La violencia en el fútbol sudamericano no es algo nuevo. Tampoco es algo extraño. Se sabe. Se ve los fines de semana. Se vive adentro del estadio y, más que todo, fuera de él. En Chile tenemos ejemplos de sobra. Es cosa de recordar al ‘Barti’ en la Garra Blanca apuñalando a otro simpatizante del equipo albo. O los piedrazos que vuelan cuando las barras bravas se encuentran unas con otras. Y no solamente entre equipos del mismo país, sino también en partidos internacionales, como lo explicó maravillosamente Juan Pablo Meneses en la crónica “Una granada para River Plate”, describiendo el viaje de Los de Abajo a Buenos Aires, quienes llevaban una granada de mano en el bus.
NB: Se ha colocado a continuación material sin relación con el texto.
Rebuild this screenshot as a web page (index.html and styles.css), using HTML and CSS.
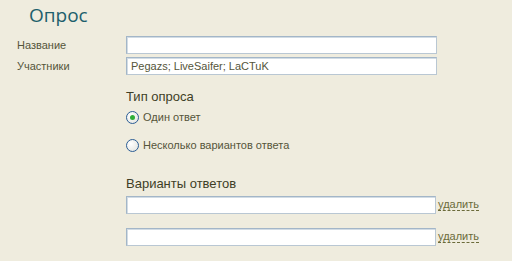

Y nombró los ejemplos chilenos porque son los que nos cuestionan personalmente en este largo y angosto calcetín guacho que llamamos país.
Y la violencia no la hacen unos pocos. No son ni doce ni quince ni cincuenta. No son, tampoco, inadaptados. Piensan. Y bastante. ¿O creen que a la hincha de River que le pegaba bengalas a su hija en el cuerpo se le ocurrió de un segundo para otro aquello? El problema —y también la solución— está en cómo comprender lo que el teórico argentino Pablo Alabarces llamó la “cultura del aguante”. No es tratar a la gente de loca sino entender que hay un sistema valórico, un capital cultural que está relacionado con quien “aguanta” más la violencia, con quien no escapa, con quien es más ‘choro’, con quien se para y pelea, con quien ‘no se caga’. Esto es un discurso que te da status y, en muchos casos, poder. Y es una narrativa que está en todos lados. Es cosa de escuchar las letras de los cánticos de algunas hinchadas. Como el que cantan Los de Abajo cuando se acerca el superclásico: “El bulla va caminando para Pedrero/ el indio pide custodia porque es cagón (cagón)/ vamos a romper los baños y el alambrado (y al indio culiao)/ para ver cuál hinchada es la mejor (la del León)”. La violencia no es un hecho aislado, sino lo que le da identidad a un grupo determinado, a la barra brava del club. La violencia es un modo de vivir al club. Una manera de diferenciarse.
Y esto no está solo motivado por los propios ‘barras’, sino también por la naturalización de aquello en la que todos formamos parte, de una u otra manera. “Bienvenidos a Sudamérica”, “Esto es la Copa Libertadores”, son frases que justifican que esto es lo que nos define acá en el poto del mundo. Resabios de la colonización, si así lo quieren. Pasión entendida como caos y caos que es entendido como folclor. Y esto también alimentado por medios de comunicación que utilizan estos registros para mercantilizar el discurso. Porque más allá de la metaforización del fútbol como sublimación de la guerra, se crean narrativas que crean expectativas, como la de ‘Míster Chip’ hablando del comienzo de la Tercera Guerra Mundial en Buenos Aires. La cultura del aguante tiene soporte mediático. Y, desde ahí, la violencia tiene permiso de desatarse más.
Repito. Esto no es nuevo. Y por eso no se entiende cómo el bus de Boca Juniors tiene un recorrido que pasa por el medio de la hinchada de River Plate. Quizá confiaban en que la Santa María de Buenos Aires hiciera un milagrito y todo siguiera en calma. O quizá los que planearon esto viven en Madagascar y habían llegado hace 3 horas a la capital porteña. Y tampoco se entiende que la Conmebol no haya suspendido todo inmediatamente sin tener que hacer pasar a la gente del Monumental de Núñez más de 5 horas dentro y más de 20 esperando que comenzara un espectáculo que nació muerto.
Al menos tenemos algunas certezas: la violencia no se combate con más policías si no se entiende la cultura del aguante. Los planes de contingencia no se pueden hacer rezando que no pase nada. Y que quizá Godot llegue antes que se juegue la final.